Lei non nasconde mai di venire dalla campagna: il contadino di oggi sta meglio di quello di ieri? E un giovane, visti i sacrifici che si facevano un tempo in campagna, perché dovrebbe essere invogliato a lavorare in agricoltura?

«Il contadino di oggi sta meglio in termini di fatica del lavoro. Le nuove tecnologie hanno rappresentato un notevole passo in avanti, anche se l’agricoltura ha i propri ritmi e i propri cicli, che dipendono dalle stagioni. In termini di burocrazia e redditività, non sono così sicuro che l’imprenditore agricolo di oggi stia meglio di quello di 30 anni fa. Negli anni Ottanta circa l’80% del bilancio comunitario era destinato alla Politica agricola comune, oggi la percentuale è scesa al 38%, con una platea di 28 paesi destinatari».

Quindi un giovane, visti i miglioramenti dettati dalla tecnologia e qualche delusione maturata in fabbrica, dovrebbe essere invogliato a lavorare in agricoltura oggi?
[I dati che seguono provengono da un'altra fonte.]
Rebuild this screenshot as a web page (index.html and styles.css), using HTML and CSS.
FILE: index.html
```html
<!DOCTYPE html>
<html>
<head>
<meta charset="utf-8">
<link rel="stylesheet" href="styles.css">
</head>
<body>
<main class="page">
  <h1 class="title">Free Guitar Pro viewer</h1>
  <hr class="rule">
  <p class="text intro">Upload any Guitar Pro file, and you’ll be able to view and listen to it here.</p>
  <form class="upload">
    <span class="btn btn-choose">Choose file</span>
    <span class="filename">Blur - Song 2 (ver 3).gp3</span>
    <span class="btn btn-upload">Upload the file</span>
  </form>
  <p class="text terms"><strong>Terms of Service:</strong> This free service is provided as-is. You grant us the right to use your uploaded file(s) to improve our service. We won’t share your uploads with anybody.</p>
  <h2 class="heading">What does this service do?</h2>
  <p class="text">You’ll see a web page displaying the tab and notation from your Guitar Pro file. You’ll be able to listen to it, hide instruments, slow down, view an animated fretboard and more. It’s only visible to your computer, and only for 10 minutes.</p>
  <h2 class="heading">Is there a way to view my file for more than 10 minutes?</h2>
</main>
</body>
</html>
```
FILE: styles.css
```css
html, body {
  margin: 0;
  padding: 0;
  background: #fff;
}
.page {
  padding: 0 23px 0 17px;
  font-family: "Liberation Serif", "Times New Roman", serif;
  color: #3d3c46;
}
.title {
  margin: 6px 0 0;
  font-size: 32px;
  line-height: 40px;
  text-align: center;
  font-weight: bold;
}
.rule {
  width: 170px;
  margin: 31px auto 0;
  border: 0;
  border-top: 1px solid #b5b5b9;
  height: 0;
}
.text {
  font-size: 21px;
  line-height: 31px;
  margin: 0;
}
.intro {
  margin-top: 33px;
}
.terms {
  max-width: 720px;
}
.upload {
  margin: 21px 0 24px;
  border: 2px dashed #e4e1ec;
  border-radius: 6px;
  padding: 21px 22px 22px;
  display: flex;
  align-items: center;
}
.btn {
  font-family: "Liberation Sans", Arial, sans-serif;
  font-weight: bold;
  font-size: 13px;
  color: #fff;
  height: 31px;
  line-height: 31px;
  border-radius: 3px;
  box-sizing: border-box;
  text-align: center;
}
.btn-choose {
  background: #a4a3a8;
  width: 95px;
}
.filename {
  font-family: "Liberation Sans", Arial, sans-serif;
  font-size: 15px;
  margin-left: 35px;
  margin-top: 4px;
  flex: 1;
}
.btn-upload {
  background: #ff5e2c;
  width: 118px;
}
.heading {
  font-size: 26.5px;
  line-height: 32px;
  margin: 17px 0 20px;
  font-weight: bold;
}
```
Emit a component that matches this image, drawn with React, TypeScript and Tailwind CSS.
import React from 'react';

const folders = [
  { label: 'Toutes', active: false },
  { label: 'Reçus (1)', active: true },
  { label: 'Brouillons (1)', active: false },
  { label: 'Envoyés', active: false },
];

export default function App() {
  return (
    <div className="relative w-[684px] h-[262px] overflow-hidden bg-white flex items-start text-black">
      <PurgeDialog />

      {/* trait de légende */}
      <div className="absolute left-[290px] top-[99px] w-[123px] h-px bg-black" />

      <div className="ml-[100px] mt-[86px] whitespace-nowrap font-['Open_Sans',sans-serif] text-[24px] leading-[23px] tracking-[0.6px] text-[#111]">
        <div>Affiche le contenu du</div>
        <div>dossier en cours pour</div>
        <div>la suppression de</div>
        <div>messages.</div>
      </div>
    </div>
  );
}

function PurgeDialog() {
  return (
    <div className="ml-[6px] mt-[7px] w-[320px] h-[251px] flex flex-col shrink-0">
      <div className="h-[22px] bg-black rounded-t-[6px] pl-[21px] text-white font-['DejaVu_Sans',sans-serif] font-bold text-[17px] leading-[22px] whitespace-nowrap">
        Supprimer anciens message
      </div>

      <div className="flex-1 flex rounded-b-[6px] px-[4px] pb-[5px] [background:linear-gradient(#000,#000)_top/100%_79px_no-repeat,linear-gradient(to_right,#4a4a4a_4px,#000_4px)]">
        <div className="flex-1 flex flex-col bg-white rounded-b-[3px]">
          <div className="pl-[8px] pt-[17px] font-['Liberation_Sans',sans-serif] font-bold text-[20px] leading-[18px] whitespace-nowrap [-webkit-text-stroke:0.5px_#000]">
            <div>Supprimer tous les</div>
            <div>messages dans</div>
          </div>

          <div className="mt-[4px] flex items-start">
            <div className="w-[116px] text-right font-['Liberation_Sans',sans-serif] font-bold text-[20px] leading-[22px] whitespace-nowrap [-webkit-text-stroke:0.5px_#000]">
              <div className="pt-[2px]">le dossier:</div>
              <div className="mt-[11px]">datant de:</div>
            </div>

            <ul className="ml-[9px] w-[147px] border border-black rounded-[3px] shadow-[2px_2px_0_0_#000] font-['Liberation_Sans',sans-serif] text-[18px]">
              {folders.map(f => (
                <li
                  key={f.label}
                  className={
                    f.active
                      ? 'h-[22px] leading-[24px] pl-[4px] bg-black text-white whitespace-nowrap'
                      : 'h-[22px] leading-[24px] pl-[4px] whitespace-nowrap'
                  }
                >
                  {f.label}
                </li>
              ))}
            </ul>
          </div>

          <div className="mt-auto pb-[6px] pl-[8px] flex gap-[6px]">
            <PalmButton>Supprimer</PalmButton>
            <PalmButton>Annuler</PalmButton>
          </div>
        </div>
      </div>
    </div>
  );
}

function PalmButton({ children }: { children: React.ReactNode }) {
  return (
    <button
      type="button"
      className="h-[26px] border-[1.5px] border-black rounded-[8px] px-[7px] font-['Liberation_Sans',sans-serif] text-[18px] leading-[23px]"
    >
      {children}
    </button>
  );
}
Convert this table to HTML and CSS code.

«Assolutamente sì, perché lavorare in campagna è tra i mestieri più belli in assoluto, con una grande responsabilità verso la società. Si produce per sfamare gli uomini e gli animali, in un mondo sempre più popoloso e con esigenze crescenti di sicurezza alimentare e qualità. Inoltre, gli agricoltori sono sentinelle dell’ambiente e del territorio. Un dato esemplificativo: gli agricoltori sono solo il 2% della popolazione lombarda, ma gestiscono l’80% del territorio. Dove mancano si innalzano in maniera esponenziale i rischi di catastrofe idrogeologica. Nel Piano di Sviluppo Rurale 2014-2020 ai giovani assicureremo le giuste opportunità per l’insediamento e la crescita, ma è necessario che il mondo agricolo ritrovi margini di reddito, altrimenti suggerire ai ragazzi di diventare agricoltori rischia di essere un messaggio vuoto».